### To do
Work out the number of lines containing "this". Answer with nothing but that number.

Stored dataset items:
·····
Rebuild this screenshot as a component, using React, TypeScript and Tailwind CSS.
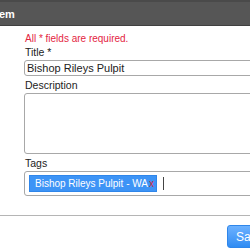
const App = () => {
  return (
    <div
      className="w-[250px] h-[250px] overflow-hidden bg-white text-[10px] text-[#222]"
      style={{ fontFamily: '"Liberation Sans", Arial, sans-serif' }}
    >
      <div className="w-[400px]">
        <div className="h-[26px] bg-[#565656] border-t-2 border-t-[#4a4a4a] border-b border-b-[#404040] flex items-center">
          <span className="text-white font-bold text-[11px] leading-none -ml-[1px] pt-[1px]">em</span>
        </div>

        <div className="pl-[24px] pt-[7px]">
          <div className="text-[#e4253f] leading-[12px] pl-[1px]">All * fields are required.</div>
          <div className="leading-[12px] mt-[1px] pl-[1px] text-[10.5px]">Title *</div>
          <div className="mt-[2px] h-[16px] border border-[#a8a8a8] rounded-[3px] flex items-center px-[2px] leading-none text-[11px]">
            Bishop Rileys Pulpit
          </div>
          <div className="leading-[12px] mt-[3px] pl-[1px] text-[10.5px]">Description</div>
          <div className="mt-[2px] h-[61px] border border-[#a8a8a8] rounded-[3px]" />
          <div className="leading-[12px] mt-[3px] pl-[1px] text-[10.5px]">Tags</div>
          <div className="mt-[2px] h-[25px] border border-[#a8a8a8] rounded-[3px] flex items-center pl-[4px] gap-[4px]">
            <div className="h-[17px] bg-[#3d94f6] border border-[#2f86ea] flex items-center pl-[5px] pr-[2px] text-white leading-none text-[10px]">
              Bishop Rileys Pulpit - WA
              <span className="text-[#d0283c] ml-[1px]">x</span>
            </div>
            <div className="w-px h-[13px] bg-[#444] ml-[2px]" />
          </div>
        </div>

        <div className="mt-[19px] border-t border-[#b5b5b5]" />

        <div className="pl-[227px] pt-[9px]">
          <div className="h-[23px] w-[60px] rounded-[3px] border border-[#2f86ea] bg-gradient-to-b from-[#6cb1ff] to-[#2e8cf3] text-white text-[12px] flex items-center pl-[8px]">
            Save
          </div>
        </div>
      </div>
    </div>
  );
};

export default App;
·····
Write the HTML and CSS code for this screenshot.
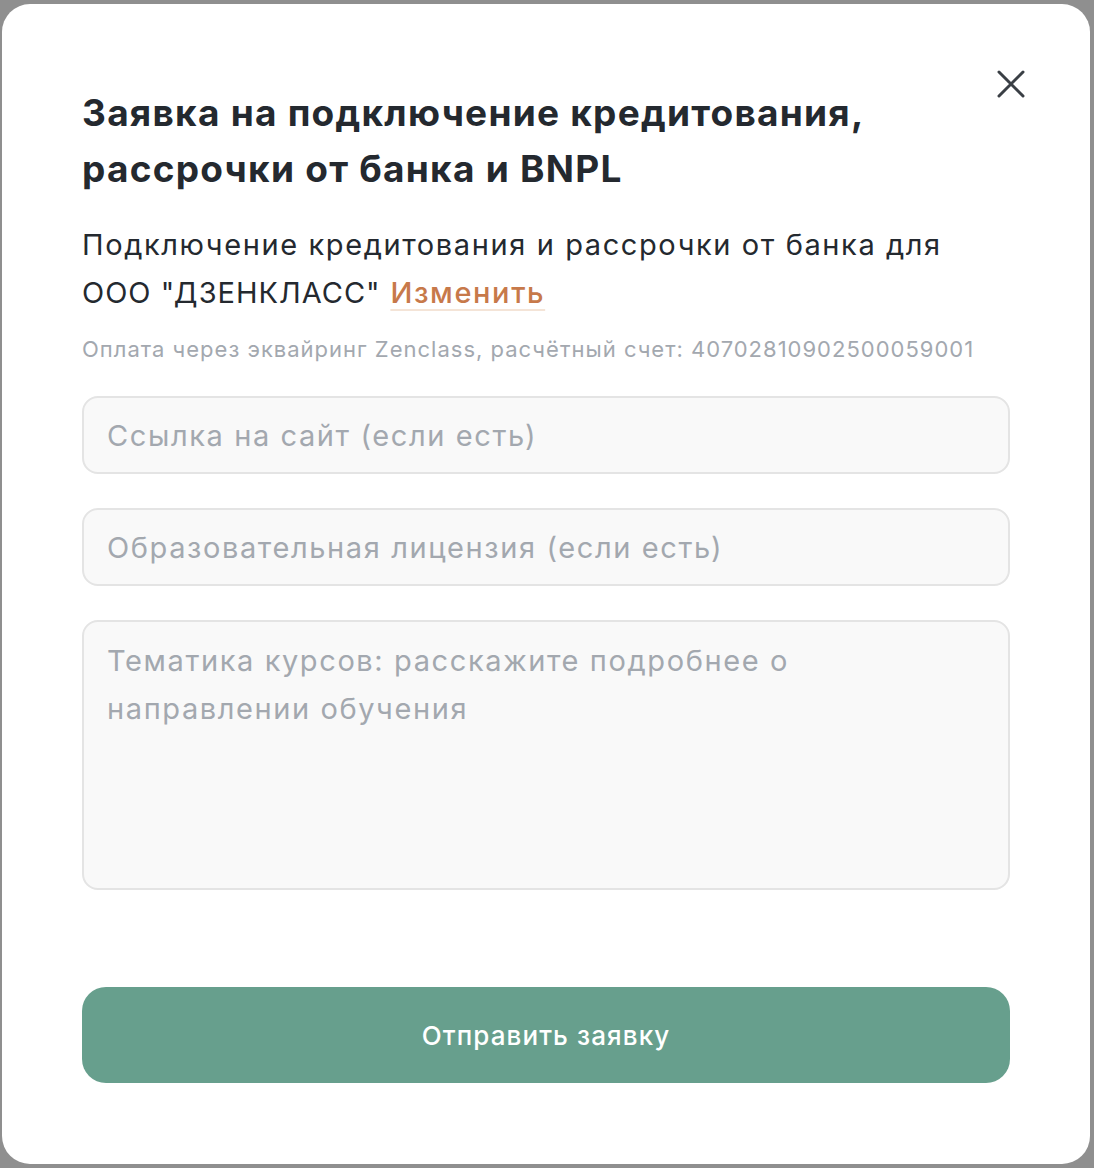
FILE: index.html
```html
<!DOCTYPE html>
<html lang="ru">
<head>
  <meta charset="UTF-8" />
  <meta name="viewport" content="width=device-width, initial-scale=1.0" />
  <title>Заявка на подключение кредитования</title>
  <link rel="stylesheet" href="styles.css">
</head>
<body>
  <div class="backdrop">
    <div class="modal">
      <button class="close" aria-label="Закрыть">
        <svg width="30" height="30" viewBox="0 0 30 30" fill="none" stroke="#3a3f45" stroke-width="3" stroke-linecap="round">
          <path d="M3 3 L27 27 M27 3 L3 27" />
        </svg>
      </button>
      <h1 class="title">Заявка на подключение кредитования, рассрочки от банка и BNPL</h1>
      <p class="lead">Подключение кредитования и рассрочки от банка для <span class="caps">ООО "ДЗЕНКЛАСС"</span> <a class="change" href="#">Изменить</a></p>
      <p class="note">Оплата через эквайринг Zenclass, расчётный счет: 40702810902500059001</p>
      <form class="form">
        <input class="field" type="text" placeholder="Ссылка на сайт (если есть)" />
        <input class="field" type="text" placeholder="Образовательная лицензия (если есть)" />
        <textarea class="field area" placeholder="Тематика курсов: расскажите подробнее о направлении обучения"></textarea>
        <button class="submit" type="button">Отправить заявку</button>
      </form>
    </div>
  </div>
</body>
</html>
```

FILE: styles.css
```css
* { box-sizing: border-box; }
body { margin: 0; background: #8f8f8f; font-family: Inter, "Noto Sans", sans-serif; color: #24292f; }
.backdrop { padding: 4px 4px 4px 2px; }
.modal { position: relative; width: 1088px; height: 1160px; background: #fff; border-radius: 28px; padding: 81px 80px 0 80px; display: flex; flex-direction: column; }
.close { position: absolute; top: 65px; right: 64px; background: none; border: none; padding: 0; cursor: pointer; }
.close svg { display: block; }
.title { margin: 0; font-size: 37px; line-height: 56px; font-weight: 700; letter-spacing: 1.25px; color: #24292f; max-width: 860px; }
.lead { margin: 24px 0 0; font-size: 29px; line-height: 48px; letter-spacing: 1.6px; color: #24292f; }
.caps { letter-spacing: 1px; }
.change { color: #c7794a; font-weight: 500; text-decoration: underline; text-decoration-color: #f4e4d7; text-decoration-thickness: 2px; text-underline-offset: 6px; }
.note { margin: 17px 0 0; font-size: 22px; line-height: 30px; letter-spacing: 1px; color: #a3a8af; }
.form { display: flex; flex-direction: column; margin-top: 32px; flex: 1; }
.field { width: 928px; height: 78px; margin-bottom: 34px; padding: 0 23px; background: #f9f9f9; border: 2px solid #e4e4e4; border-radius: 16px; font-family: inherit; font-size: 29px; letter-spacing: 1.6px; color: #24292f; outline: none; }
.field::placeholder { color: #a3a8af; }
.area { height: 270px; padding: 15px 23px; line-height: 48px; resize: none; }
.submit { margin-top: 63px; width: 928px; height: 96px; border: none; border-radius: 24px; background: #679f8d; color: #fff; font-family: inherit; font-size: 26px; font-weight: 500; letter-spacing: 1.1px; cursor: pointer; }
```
·····
### Written solution
2